Parent Concerns: This movie is PG not G, and there are some violent sequences and villainous characters that may frighten younger kids. There's a predatory hawk, a killer rattlesnake, and some vengeful desert animals flying on bats. Like in any Western, there are shoot-outs and Mexican stand-offs, and epic chases. Language-wise the characters say "damn" and "hell," as well as some scary threats.

Here are three talking points to extend your moviegoing experience.

Rango1. Who am I: Self-identity is a major theme of the movie, and Rango struggles to reconcile who he is (a pet chameleon lost in the desert) with who he wants to be (a swashbuckling hero). At first he lies about his past, but as time and the truth catch up to him, he realizes he really can be the courageous hero; it's not just an act. What other characters in movies go from "pretend" heroes to real ones in the course of a movie?

2. Good vs. Evil: You think you've worked out who the villains of the story are, but then you realize there's a master-mind that has been pulling the strings all along. Does that character act in the town's best interest? Why not? How would all the changes that character desires affect the townsfolk of Dirt? Why is Beans an integral part of the diabolical plan?

3. Smart Choices: Professor Dumbledore, wizard extraordinaire, memorably tells Harry Potter: "It is our choices, Harry, that show what we truly are, far more than our abilities." How is Rango an example of this idea? How do his decisions change as the consequences grow? Does Rango ultimately make the right choices? What other Dirt residents make good decisions?

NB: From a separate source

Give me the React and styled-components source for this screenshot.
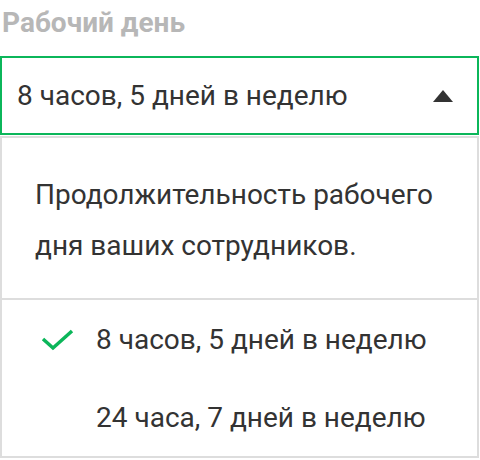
import React from 'react'
import styled, { createGlobalStyle } from 'styled-components'

const GlobalStyle = createGlobalStyle`
    html, body {
        margin: 0;
        padding: 0;
        background: #fff;
    }
    body {
        font-family: Roboto, "Noto Sans", "Liberation Sans", sans-serif;
    }
`

const Wrapper = styled.div`
    width: 479px;
`

const Label = styled.div`
    height: 56px;
    padding: 7px 0 0 2px;
    box-sizing: border-box;
    font-size: 28px;
    font-weight: 700;
    line-height: 32px;
    color: #b7b7b7;
`

const Select = styled.div`
    height: 79px;
    box-sizing: border-box;
    border: 2px solid #0bb65a;
    padding: 0 24px 0 15px;
    display: flex;
    align-items: center;
    justify-content: space-between;
    font-size: 28px;
    color: #333;
`

const Arrow = styled.span`
    width: 0;
    height: 0;
    border-left: 10px solid transparent;
    border-right: 10px solid transparent;
    border-bottom: 12px solid #333;
`

const Dropdown = styled.div`
    margin-top: 1px;
    border: 2px solid #dddddd;
    box-sizing: border-box;
`

const Hint = styled.div`
    padding: 31px 33px 27px;
    border-bottom: 2px solid #dddddd;
    font-size: 28px;
    line-height: 51px;
    color: #333;
`

const Option = styled.div`
    height: 78px;
    padding-top: 1px;
    box-sizing: border-box;
    display: flex;
    align-items: center;
    padding-left: 38px;
    font-size: 28px;
    color: #333;
`

const Check = styled.span`
    width: 56px;
    display: flex;
    align-items: center;
`

function App() {
    const options = [
        { label: '8 часов, 5 дней в неделю', selected: true },
        { label: '24 часа, 7 дней в неделю', selected: false },
    ]

    return (
        <Wrapper>
            <GlobalStyle />
            <Label>Рабочий день</Label>
            <Select>
                <span>8 часов, 5 дней в неделю</span>
                <Arrow />
            </Select>
            <Dropdown>
                <Hint>
                    Продолжительность рабочего<br />
                    дня ваших сотрудников.
                </Hint>
                { options.map((item, index) =>
                    <Option key={index}>
                        <Check>
                            { item.selected &&
                                <svg width="34" height="22" viewBox="0 0 34 22">
                                    <path d="M3 10 L13 19 L32 2" fill="none" stroke="#0bb65a" strokeWidth="3.5" />
                                </svg>
                            }
                        </Check>
                        { item.label }
                    </Option>
                ) }
            </Dropdown>
        </Wrapper>
    )
}

export default App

How about the Mayor's choices; what do they say about him?


Three to See: Animal Heroes
1. 'Bolt': He's not really a super-dog, he just plays one on TV, but Bolt (John Travolta) learns how to be a real-life hero in this cross-country adventure.
2. 'The Lion King': One of the greatest animated-animal movies of all time is this Disney tale about the circle of life, featuring a cub who would be king.
3. 'Lady and the Tramp': Most people just remember the doggy romance, but the fact is that the titular couple saves each other from certain death.